Backed by the data, the two UN agencies also warned that in as many as 90 countries around the world, progress towards basic sanitation is too slow, “meaning they will not reach universal coverage by 2030”.
In addition, hundreds of millions without even ‘basic’ drinking water
According to the report, of the 2.1 billion people who do not have safely managed water, 844 million do not have even a basic drinking water service.
This includes 263 million people who have to spend over 30 minutes per trip collecting water from sources outside the home, and 159 million who still drink untreated water from surface water sources, such as streams or lakes.

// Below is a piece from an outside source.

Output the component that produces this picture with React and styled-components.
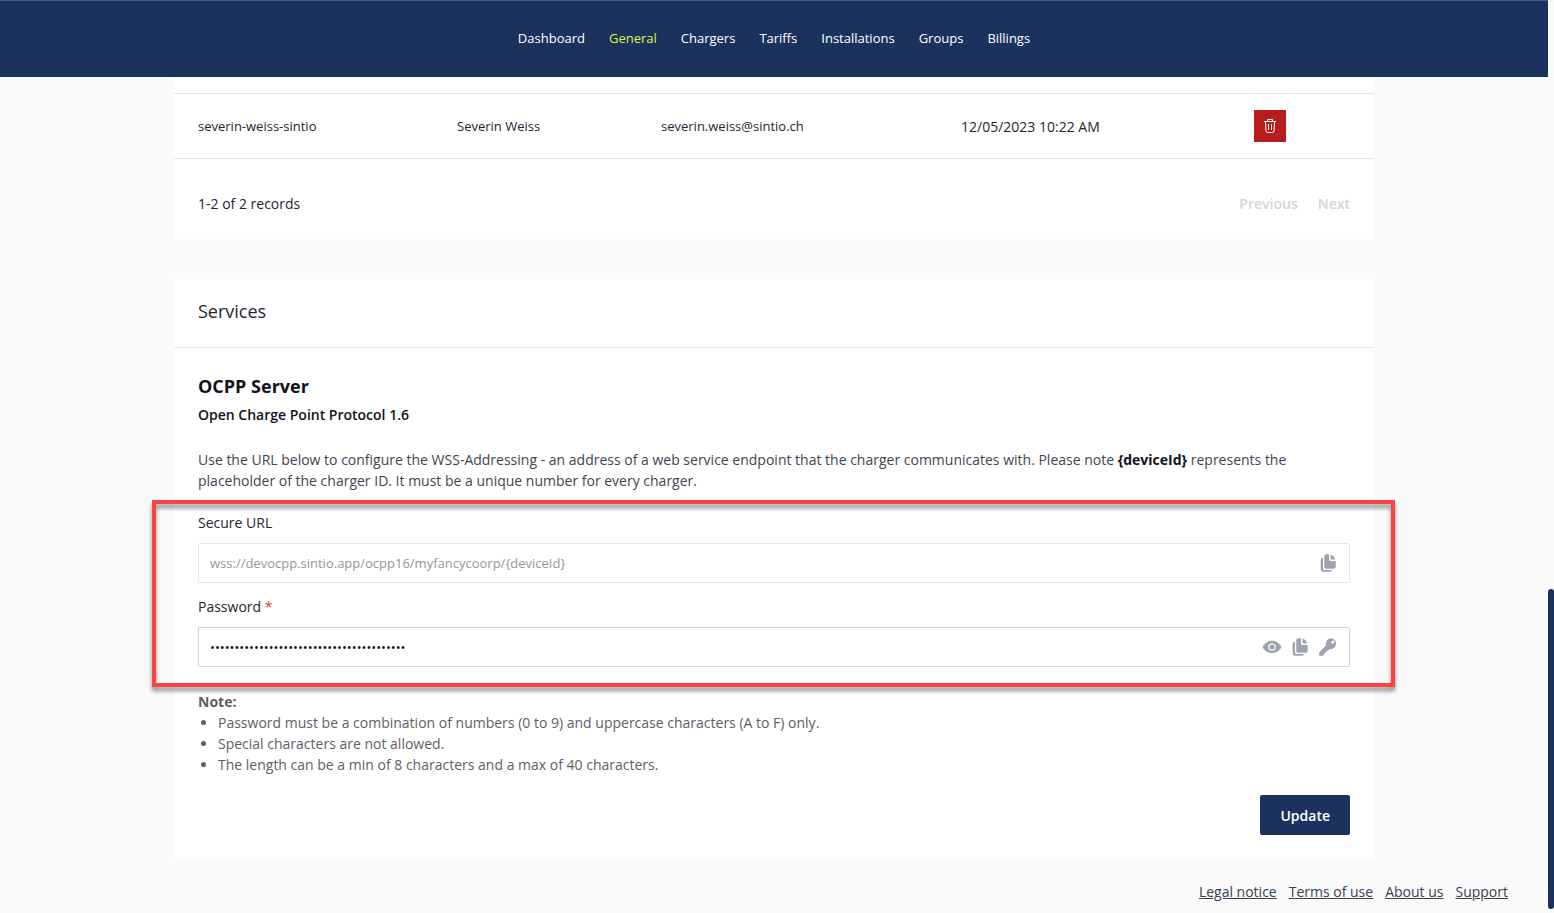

Furthermore, of the 4.5 billion people who do not have safely managed sanitation, 2.3 billion still do not have basic sanitation services, including nearly 600 million people who share a toilet or latrine with other households, and 892 million people – mostly in rural areas – who defecate in the open.
Improvements these services, are therefore essential not only for realizing the 2030 Agenda for Sustainable Development and giving the most vulnerable a chance at a better future.
“As we improve these services in the most disadvantaged communities and for the most disadvantaged children today, we give them a fairer chance at a better tomorrow,” said Mr. Lake.
In the same vein, Mr. Ghebreyesus underscored: “These are some of the most basic requirements for human health, and all countries have a responsibility to ensure that everyone can access them.”